Steps like the Pitt Rivers Museum’s actions have been made in recent years by museums and collective groups representing the ancestors of these artifacts to decolonize museum collections. In the case of Mokomakai, repatriation efforts have been largely successful in the return of ancestral remains back to their iwi. In 2017, several shrunken heads were returned from museums and private collections around the world to New Zealand and were met with emotional celebrations.
However, despite the calls and the successful attempts to return some of these heads, there is still a long journey ahead for Māori and other cultures who still have sacred ancestral remains hauled up in storage or public collections around the world. Te Herekiekie is a recognizable spokesperson in this regard. He wants those not listening to know to their calls that these remains are not artifacts, but people, their sacred ancestors.
Shrunken heads are not a common cultural practice in the Pacific, being exhibited only in New Zealand with the Māori traditions of mokomakai. However, these heads are still cause for appreciation and study as they help understand the culture and history of the Māori people and what makes them unique compared to other parts of the wide Polynesian family.

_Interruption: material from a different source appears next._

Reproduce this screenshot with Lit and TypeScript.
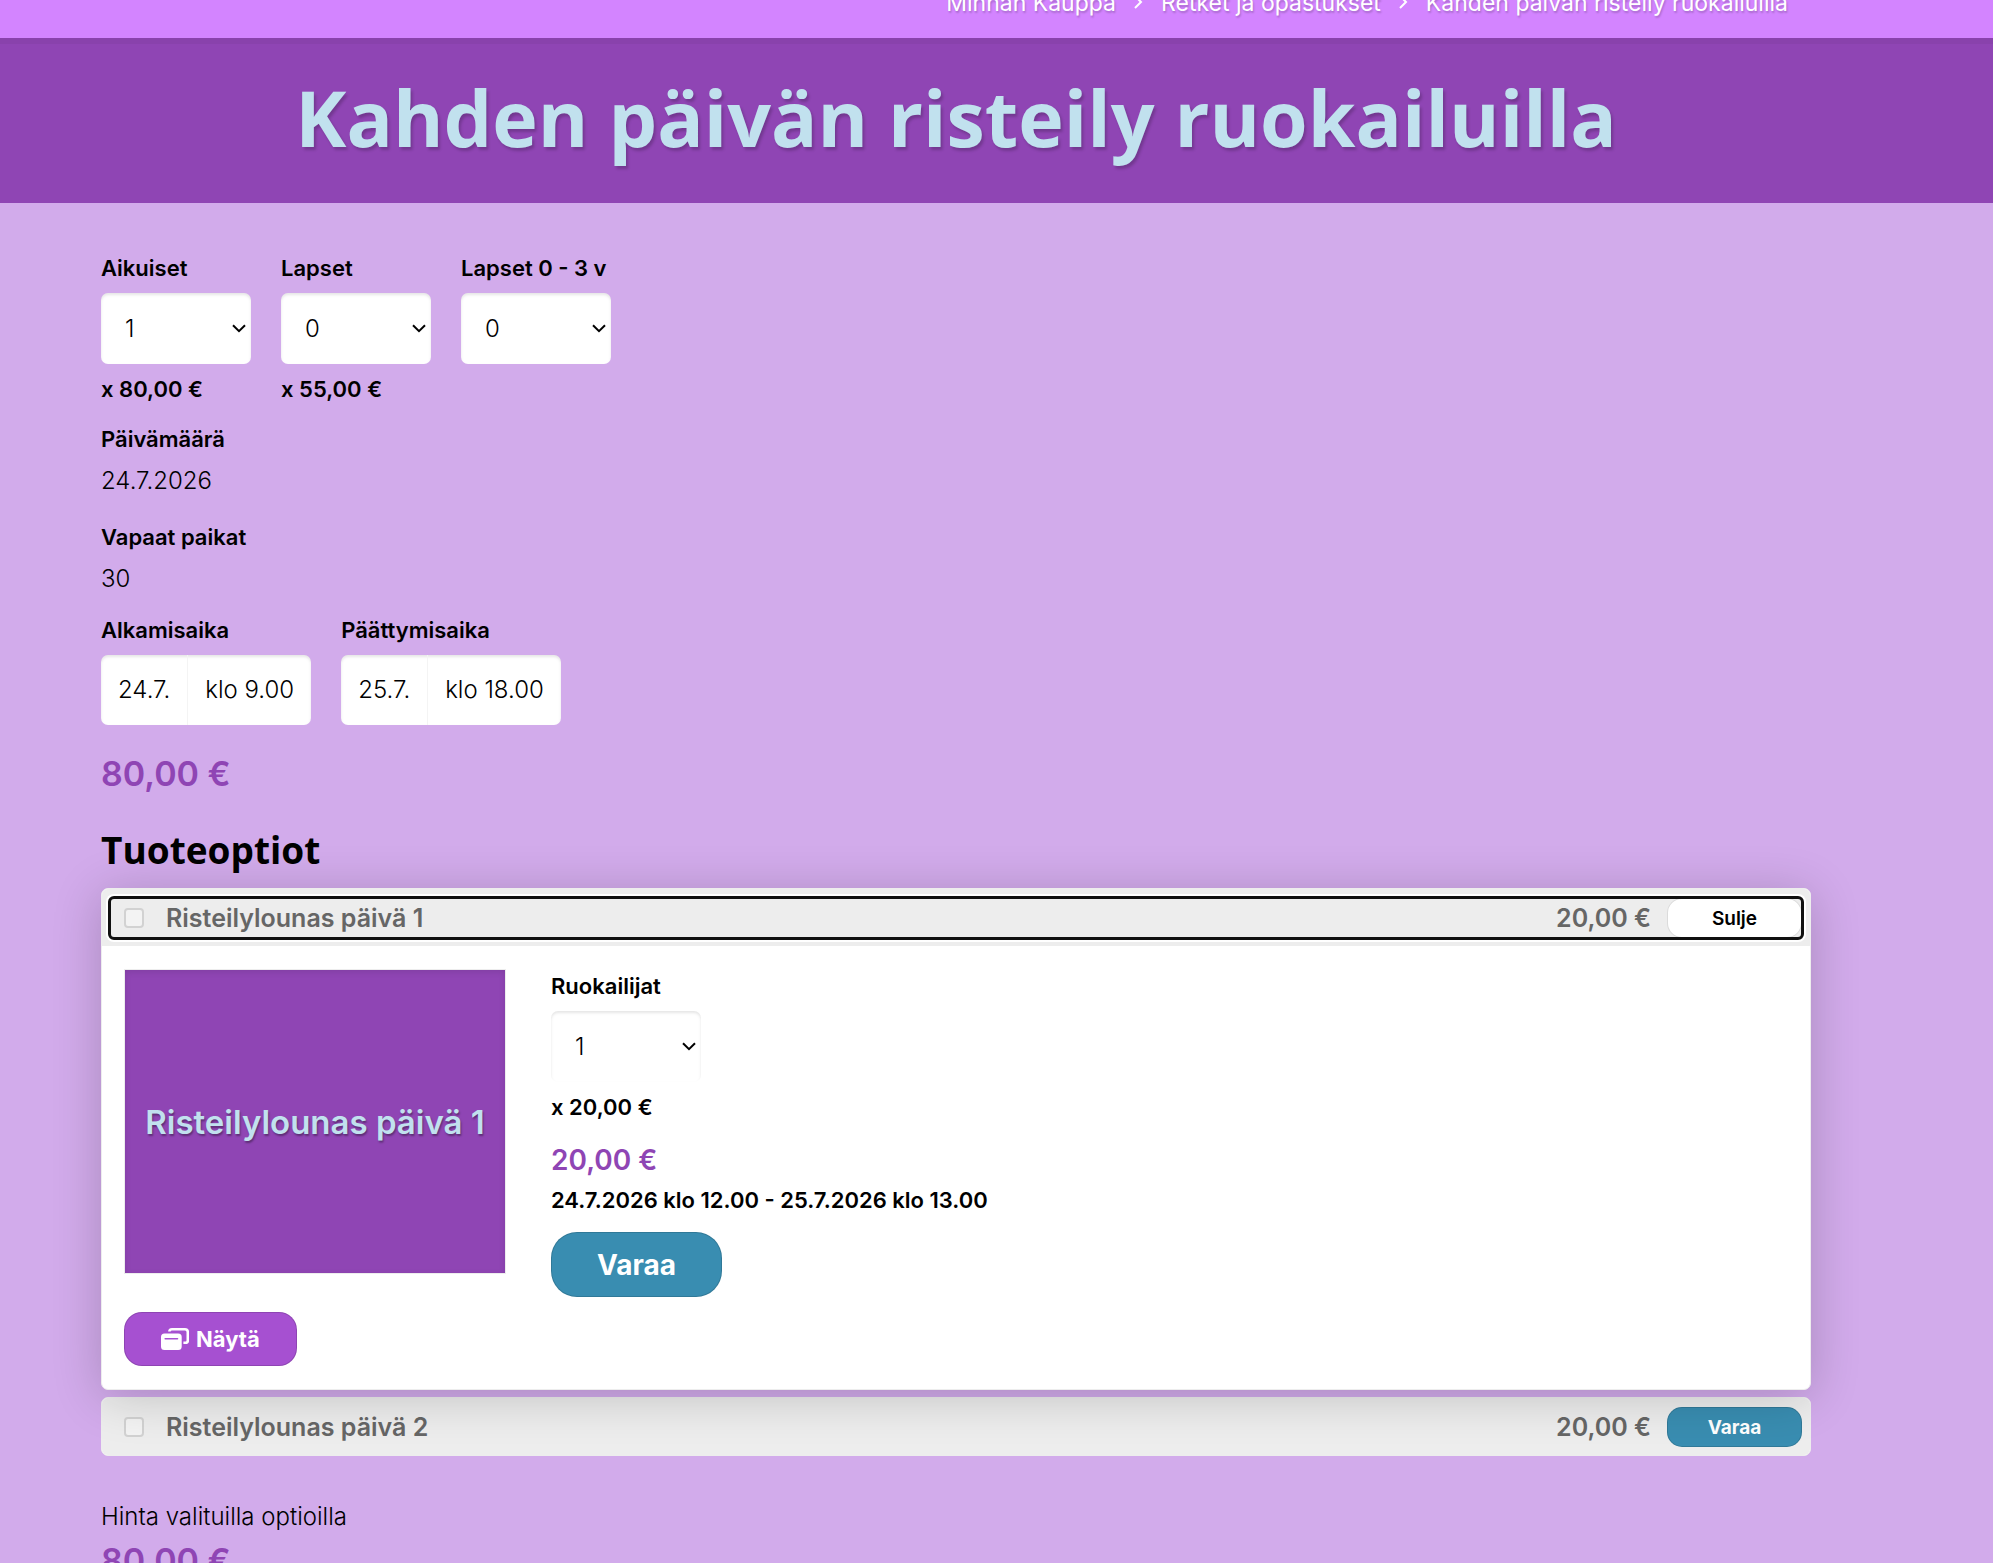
import { LitElement, css, html } from 'lit';
import { customElement, property, state } from 'lit/decorators.js';
import { map } from 'lit/directives/map.js';
import { classMap } from 'lit/directives/class-map.js';

interface Ticket {
    label: string;
    value: number;
    price?: string;
}

interface TimeSlot {
    label: string;
    day: string;
    time: string;
}

interface ProductOption {
    title: string;
    price: string;
    period: string;
}

@customElement('quantity-select')
export class QuantitySelect extends LitElement {
    @property() label = '';
    @property() price = '';
    @property({ type: Number }) value = 0;

    static styles = css`
        :host{
            display: flex;
            flex-direction: column;
            gap: 10px;
            width: 150px;

            font-weight: 600;
            font-size: 22px;
            line-height: 30px;
            white-space: nowrap;
        }

        .control{
            display: grid;
            align-items: center;
        }

        .select,
        .arrow{
            grid-area: 1 / 1;
        }

        .select{
            appearance: none;
            width: 100%;
            height: 71px;
            margin: 0;
            padding: 0 24px;

            border: 0;
            border-radius: 7px;
            background: #fff;
            box-shadow: inset 0 2px 3px rgba(0, 0, 0, 0.1);

            color: #000;
            font-family: inherit;
            font-weight: 300;
            font-size: 24px;
        }

        .arrow{
            justify-self: end;
            width: 14px;
            height: 9px;
            margin-right: 5px;
            pointer-events: none;
        }
    `;

    render() {
        return html`
            <label for="quantity">${this.label}</label>
            <div class="control">
                <select class="select" id="quantity">
                    ${map([0, 1, 2, 3, 4, 5], n => html`<option ?selected=${n === this.value}>${n}</option>`)}
                </select>
                <svg class="arrow" viewBox="0 0 14 9" fill="none" stroke="#000" stroke-width="2">
                    <path d="M1 1.2 L7 7.2 L13 1.2" />
                </svg>
            </div>
            ${this.price ? html`<span>x ${this.price}</span>` : null}
        `;
    }
}

@customElement('app-root')
export class AppRoot extends LitElement {
    @state() private _open = 0;

    private _crumbs = ['Minnan Kauppa', 'Retket ja opastukset', 'Kahden päivän risteily ruokailuilla'];

    private _tickets: Ticket[] = [
        { label: 'Aikuiset', value: 1, price: '80,00 €' },
        { label: 'Lapset', value: 0, price: '55,00 €' },
        { label: 'Lapset 0 - 3 v', value: 0 },
    ];

    private _slots: TimeSlot[] = [
        { label: 'Alkamisaika', day: '24.7.', time: 'klo 9.00' },
        { label: 'Päättymisaika', day: '25.7.', time: 'klo 18.00' },
    ];

    private _options: ProductOption[] = [
        { title: 'Risteilylounas päivä 1', price: '20,00 €', period: '24.7.2026 klo 12.00 - 25.7.2026 klo 13.00' },
        { title: 'Risteilylounas päivä 2', price: '20,00 €', period: '25.7.2026 klo 12.00 - 25.7.2026 klo 13.00' },
    ];

    private _toggle(index: number) {
        this._open = this._open === index ? -1 : index;
    }



    // STYLE

    static styles = css`
        :host{
            --side-left: 101px;
            --side-right: 182px;
            --purple: #8f45b4;
            --blue: #398db1;

            display: block;
            height: 100vh;
            overflow: hidden;

            background: #d2abeb;
            color: #000;
            font-family: "Inter", sans-serif;
            font-weight: 300;
            font-size: 24px;
            line-height: 36px;
        }

        h1, h2, p, dl, dd{
            margin: 0;
        }

        button{
            font-family: inherit;
            cursor: pointer;
        }

        .crumbs{
            display: flex;
            justify-content: flex-end;
            align-items: flex-end;
            gap: 18px;

            box-sizing: border-box;
            height: 38px;
            overflow: hidden;
            padding: 0 calc(var(--side-right) + 23px) 19px var(--side-left);

            background: #d384ff;
            color: #fff;
            font-weight: 400;
            font-size: 23px;
            line-height: 32px;
            text-shadow: 1px 2px 2px rgba(0, 0, 0, 0.2);
            white-space: nowrap;
        }
        .crumbs a{
            color: inherit;
            text-decoration: none;
        }
        .crumbs svg{
            flex: none;
            width: 9px;
            height: 32px;
        }

        .hero{
            padding: 32px var(--side-right) 37px var(--side-left);

            background: var(--purple);
            box-shadow: inset 0 6px 0 rgba(0, 0, 0, 0.04);
        }

        .title{
            color: #c1e1ee;
            font-family: "Open Sans", sans-serif;
            font-weight: 700;
            font-size: 77px;
            line-height: 96px;
            text-align: center;
            text-shadow: 2px 3px 3px rgba(0, 0, 0, 0.2);
        }

        .content{
            padding: 50px var(--side-right) 40px var(--side-left);
        }

        .fields{
            display: flex;
            align-items: flex-start;
            gap: 30px;
        }

        .label{
            font-weight: 600;
            font-size: 22px;
            line-height: 30px;
        }

        .facts{
            display: grid;
            gap: 23px;
            margin: 20px 0 18px;
        }
        .facts dd{
            margin-top: 9px;
        }

        .slot{
            display: grid;
            gap: 10px;
        }

        .slot-box{
            display: flex;
            height: 70px;
            overflow: hidden;

            border-radius: 7px;
            background: #fff;
            box-shadow: inset 0 2px 3px rgba(0, 0, 0, 0.1);
        }

        .slot-input{
            field-sizing: content;
            padding: 0 17px;

            border: 0;
            background: transparent;

            color: inherit;
            font: inherit;
        }
        .slot-input + .slot-input{
            border-left: 1px solid #f4f4f4;
        }

        .total{
            color: var(--purple);
            font-weight: 600;
            font-size: 34px;
            line-height: 44px;
        }
        .fields + .total{
            margin-top: 27px;
        }

        .section-title{
            margin: 30px 0 14px;

            font-family: "Open Sans", sans-serif;
            font-weight: 700;
            font-size: 37px;
            line-height: 48px;
        }

        .options{
            display: grid;
            gap: 7px;
        }

        .option{
            border: 1px solid #ededed;
            border-radius: 7px;
            background: #fff;
        }
        .option.open{
            position: relative;
            box-shadow: 0 6px 50px rgba(0, 0, 0, 0.2);
        }

        .option-head{
            padding: 9px 8px 8px;

            border-radius: 6px;
            background: #ededed;
        }
        .open .option-head{
            border-radius: 6px 6px 0 0;
        }

        .option-bar{
            display: flex;
            align-items: center;
            gap: 16px;
            padding-left: 14px;

            border-radius: 4px;

            color: #666;
            font-weight: 600;
            font-size: 25px;
        }
        .open .option-bar{
            outline: 3px solid #101010;
            outline-offset: -1px;
            box-shadow: 0 0 0 4px #fff;
        }

        .option-name{
            flex: 1;
            display: flex;
            align-items: center;
            gap: 22px;
        }

        .check{
            appearance: none;
            box-sizing: border-box;
            width: 20px;
            height: 20px;
            margin: 0;

            border: 2px solid #d2d2d2;
            border-radius: 4px;
            background: #f3f3f3;
        }

        .btn{
            display: flex;
            justify-content: center;
            align-items: center;
            box-sizing: border-box;

            border: 1px solid rgba(0, 0, 0, 0.14);
            color: #fff;
            background: var(--blue);
            font-weight: 700;
        }
        .btn.small{
            width: 135px;
            height: 40px;
            border-radius: 15px;
            font-size: 19px;
        }
        .btn.close{
            background-color: #fff;
            color: #000;
            font-weight: 600;
        }
        .btn.large{
            height: 65px;
            padding: 0 45px;
            border-radius: 26px;
            font-size: 28px;
        }
        .btn.show{
            gap: 7px;
            height: 54px;
            padding: 0 36px;
            border-radius: 18px;
            background-color: #a650d1;
            font-size: 22px;
        }
        .btn.show svg{
            width: 28px;
            height: 22px;
        }

        .option-body{
            display: flex;
            flex-wrap: wrap;
            gap: 45px;
            padding: 23px 22px;
        }

        .media{
            display: grid;
            justify-items: start;
            gap: 38px;
        }

        .picture{
            display: grid;
            place-items: center;
            width: 380px;
            height: 303px;

            border: 1px solid #ededed;
            background: var(--purple);
            box-shadow: inset 0 2px 6px rgba(0, 0, 0, 0.1);

            color: #c1e1ee;
            font-weight: 600;
            font-size: 33px;
            text-shadow: 1px 2px 2px rgba(0, 0, 0, 0.35);
            white-space: nowrap;
        }

        .details{
            padding-top: 2px;
        }

        .price{
            margin: 20px 0 7px;

            color: var(--purple);
            font-weight: 600;
            font-size: 28px;
        }

        .period{
            margin-bottom: 17px;
        }

        .summary{
            display: grid;
            gap: 4px;
            margin-top: 43px;
        }
    `;



    // MARKUP

    private _renderOption(option: ProductOption, index: number) {
        const open = this._open === index;

        return html`
            <article class="option ${classMap({ open })}">
                <div class="option-head">
                    <div class="option-bar">
                        <label class="option-name">
                            <input class="check" type="checkbox" disabled>
                            ${option.title}
                        </label>
                        <span>${option.price}</span>
                        <button class="btn small ${classMap({ close: open })}" @click=${() => this._toggle(index)}>
                            ${open ? 'Sulje' : 'Varaa'}
                        </button>
                    </div>
                </div>

                ${open ? html`
                    <div class="option-body">
                        <div class="media">
                            <div class="picture">${option.title}</div>
                            <button class="btn show">
                                <svg viewBox="0 0 28 22" fill="none">
                                    <path d="M8.4 3.6 C8.4 2 9.4 1.3 11 1.3 H24 A2.8 2.8 0 0 1 26.8 4.1 V12.4 A2.4 2.4 0 0 1 24.4 14.8 H22.4" stroke="#fff" stroke-width="2.6" />
                                    <path fill-rule="evenodd" d="M3.5 5.6 H17.2 A3.5 3.5 0 0 1 20.7 9.1 V18.5 A3.5 3.5 0 0 1 17.2 22 H3.5 A3.5 3.5 0 0 1 0 18.5 V9.1 A3.5 3.5 0 0 1 3.5 5.6 Z M4.2 10 A0.8 0.8 0 0 0 4.2 11.6 H16.5 A0.8 0.8 0 0 0 16.5 10 Z" fill="#fff" />
                                </svg>
                                Näytä
                            </button>
                        </div>

                        <div class="details">
                            <quantity-select label="Ruokailijat" value="1" price=${option.price}></quantity-select>
                            <p class="price">${option.price}</p>
                            <p class="label period">${option.period}</p>
                            <button class="btn large">Varaa</button>
                        </div>
                    </div>
                ` : null}
            </article>
        `;
    }

    render() {
        return html`
            <nav class="crumbs">
                ${map(this._crumbs, (crumb, i) => html`
                    ${i > 0 ? html`
                        <svg viewBox="0 0 9 32" fill="none" stroke="#fff" stroke-width="2">
                            <path d="M1 9 L7 15 L1 21" />
                        </svg>
                    ` : null}
                    <a href="#">${crumb}</a>
                `)}
            </nav>

            <header class="hero">
                <h1 class="title">Kahden päivän risteily ruokailuilla</h1>
            </header>

            <main class="content">
                <div class="fields">
                    ${map(this._tickets, ticket => html`
                        <quantity-select label=${ticket.label} value=${ticket.value} price=${ticket.price ?? ''}></quantity-select>
                    `)}
                </div>

                <dl class="facts">
                    <div>
                        <dt class="label">Päivämäärä</dt>
                        <dd>24.7.2026</dd>
                    </div>
                    <div>
                        <dt class="label">Vapaat paikat</dt>
                        <dd>30</dd>
                    </div>
                </dl>

                <div class="fields">
                    ${map(this._slots, (slot, i) => html`
                        <div class="slot">
                            <label class="label" for="slot-${i}">${slot.label}</label>
                            <div class="slot-box">
                                <input class="slot-input" id="slot-${i}" .value=${slot.day} readonly>
                                <input class="slot-input" aria-label="${slot.label}, klo" .value=${slot.time} readonly>
                            </div>
                        </div>
                    `)}
                </div>

                <p class="total">80,00 €</p>

                <h2 class="section-title">Tuoteoptiot</h2>
                <div class="options">
                    ${map(this._options, (option, i) => this._renderOption(option, i))}
                </div>

                <div class="summary">
                    <p>Hinta valituilla optioilla</p>
                    <p class="total">80,00 €</p>
                </div>
            </main>
        `;
    }
}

The similarities to cultural practices in South America allow one to ask whether the cultural practice of head shrinking developed independently between the two cultures. Was mokomakai developed under the unique context of the Māori culture in New Zealand or because of previous contacts with inhabitants of South America? The answer is most likely due to independent means, but it is important to be aware of all possibilities. Seeing as Polynesians traded for sweet potato, they likely exchanged ideas and cultural practices as well.
With the rocky relationships with European settlement of the 19th century and the subsequent wars, peace has returned to the islands of the long white cloud, and kiwis are working together to write the wrongs of the past. International efforts are also underway to repatriate sacred ancestral objects from museums back to their rightful resting places in the waka of their homelands.